Exercise directions: Copy all the data exactly, except the pictures.

##########

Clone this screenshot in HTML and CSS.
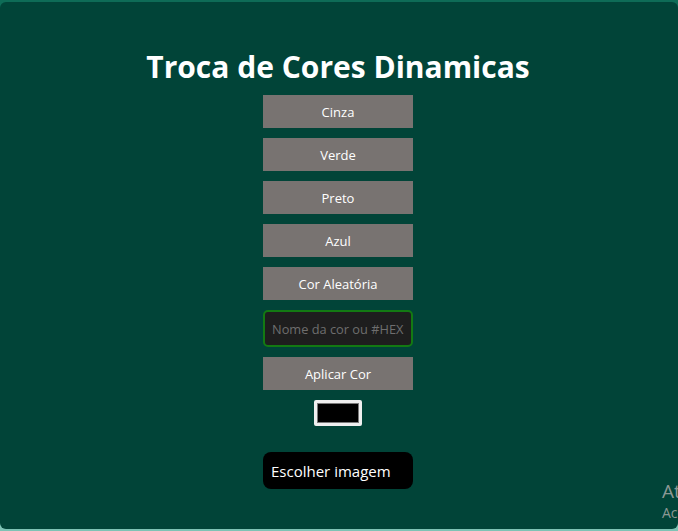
FILE: index.html
```html
<!DOCTYPE html>
<html lang="pt-BR">
<head>
<meta charset="utf-8">
<title>Troca de Cores Dinamicas</title>
<link rel="stylesheet" href="styles.css">
</head>
<body>
<main class="panel">
  <h1 class="title">Troca de Cores Dinamicas</h1>
  <div class="controls">
    <button class="btn">Cinza</button>
    <button class="btn">Verde</button>
    <button class="btn">Preto</button>
    <button class="btn">Azul</button>
    <button class="btn">Cor Aleatória</button>
    <input class="color-text" type="text" placeholder="Nome da cor ou #HEX">
    <button class="btn">Aplicar Cor</button>
    <div class="swatch"><span class="swatch-fill"></span></div>
    <button class="file-btn">Escolher imagem</button>
  </div>
  <div class="watermark">
    <span class="wm-big">Ativar o Windows</span>
    <span class="wm-small">Acesse Configurações</span>
  </div>
</main>
</body>
</html>
```
FILE: styles.css
```css
html, body {
  margin: 0;
  padding: 0;
  height: 531px;
  overflow: hidden;
}
body {
  background: linear-gradient(#0e6c57 0 50%, #7ec3b5 50% 100%);
  padding-top: 2px;
  box-sizing: border-box;
  font-family: "Open Sans", "Noto Sans", sans-serif;
}
.panel {
  position: relative;
  height: 527px;
  padding-right: 2px;
  background: #014438;
  border-radius: 6px;
  display: flex;
  flex-direction: column;
  align-items: center;
  overflow: hidden;
}
.title {
  margin: 41px 0 0;
  color: #ffffff;
  font-size: 30px;
  font-weight: 700;
  line-height: 48px;
}
.controls {
  margin-top: 4px;
  display: flex;
  flex-direction: column;
  align-items: center;
  gap: 10px;
}
.btn {
  width: 150px;
  height: 33px;
  border: none;
  background: #787371;
  color: #ffffff;
  font-family: inherit;
  font-size: 13px;
  padding: 0;
}
.color-text {
  width: 150px;
  height: 37px;
  box-sizing: border-box;
  border: 2px solid #137a13;
  border-radius: 5px;
  background: #1e1e1e;
  color: #ffffff;
  font-family: inherit;
  font-size: 12.8px;
  padding: 0 7px;
  outline: none;
}
.color-text::placeholder {
  color: #6e6e6e;
}
.swatch {
  width: 48px;
  height: 26px;
  box-sizing: border-box;
  border: 3px solid #efefef;
  border-radius: 2px;
  background: #efefef;
  display: flex;
}
.swatch-fill {
  flex: 1;
  background: #000000;
  border: 1px solid #7a7a7a;
}
.file-btn {
  margin-top: 16px;
  width: 150px;
  height: 37px;
  border: none;
  border-radius: 8px;
  background: #000000;
  color: #ffffff;
  font-family: inherit;
  font-size: 15px;
  text-align: left;
  padding: 0 8px;
}
.watermark {
  position: absolute;
  left: 662px;
  top: 480px;
  display: flex;
  flex-direction: column;
  color: #8c9894;
  white-space: nowrap;
  line-height: 1;
}
.wm-big {
  font-size: 19px;
}
.wm-small {
  margin-top: 5px;
  font-size: 14px;
}
```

##########

Output for this exercise:
Clone this screenshot in HTML and CSS.
FILE: index.html
```html
<!DOCTYPE html>
<html lang="pt-BR">
<head>
<meta charset="utf-8">
<title>Troca de Cores Dinamicas</title>
<link rel="stylesheet" href="styles.css">
</head>
<body>
<main class="panel">
  <h1 class="title">Troca de Cores Dinamicas</h1>
  <div class="controls">
    <button class="btn">Cinza</button>
    <button class="btn">Verde</button>
    <button class="btn">Preto</button>
    <button class="btn">Azul</button>
    <button class="btn">Cor Aleatória</button>
    <input class="color-text" type="text" placeholder="Nome da cor ou #HEX">
    <button class="btn">Aplicar Cor</button>
    <div class="swatch"><span class="swatch-fill"></span></div>
    <button class="file-btn">Escolher imagem</button>
  </div>
  <div class="watermark">
    <span class="wm-big">Ativar o Windows</span>
    <span class="wm-small">Acesse Configurações</span>
  </div>
</main>
</body>
</html>
```
FILE: styles.css
```css
html, body {
  margin: 0;
  padding: 0;
  height: 531px;
  overflow: hidden;
}
body {
  background: linear-gradient(#0e6c57 0 50%, #7ec3b5 50% 100%);
  padding-top: 2px;
  box-sizing: border-box;
  font-family: "Open Sans", "Noto Sans", sans-serif;
}
.panel {
  position: relative;
  height: 527px;
  padding-right: 2px;
  background: #014438;
  border-radius: 6px;
  display: flex;
  flex-direction: column;
  align-items: center;
  overflow: hidden;
}
.title {
  margin: 41px 0 0;
  color: #ffffff;
  font-size: 30px;
  font-weight: 700;
  line-height: 48px;
}
.controls {
  margin-top: 4px;
  display: flex;
  flex-direction: column;
  align-items: center;
  gap: 10px;
}
.btn {
  width: 150px;
  height: 33px;
  border: none;
  background: #787371;
  color: #ffffff;
  font-family: inherit;
  font-size: 13px;
  padding: 0;
}
.color-text {
  width: 150px;
  height: 37px;
  box-sizing: border-box;
  border: 2px solid #137a13;
  border-radius: 5px;
  background: #1e1e1e;
  color: #ffffff;
  font-family: inherit;
  font-size: 12.8px;
  padding: 0 7px;
  outline: none;
}
.color-text::placeholder {
  color: #6e6e6e;
}
.swatch {
  width: 48px;
  height: 26px;
  box-sizing: border-box;
  border: 3px solid #efefef;
  border-radius: 2px;
  background: #efefef;
  display: flex;
}
.swatch-fill {
  flex: 1;
  background: #000000;
  border: 1px solid #7a7a7a;
}
.file-btn {
  margin-top: 16px;
  width: 150px;
  height: 37px;
  border: none;
  border-radius: 8px;
  background: #000000;
  color: #ffffff;
  font-family: inherit;
  font-size: 15px;
  text-align: left;
  padding: 0 8px;
}
.watermark {
  position: absolute;
  left: 662px;
  top: 480px;
  display: flex;
  flex-direction: column;
  color: #8c9894;
  white-space: nowrap;
  line-height: 1;
}
.wm-big {
  font-size: 19px;
}
.wm-small {
  margin-top: 5px;
  font-size: 14px;
}
```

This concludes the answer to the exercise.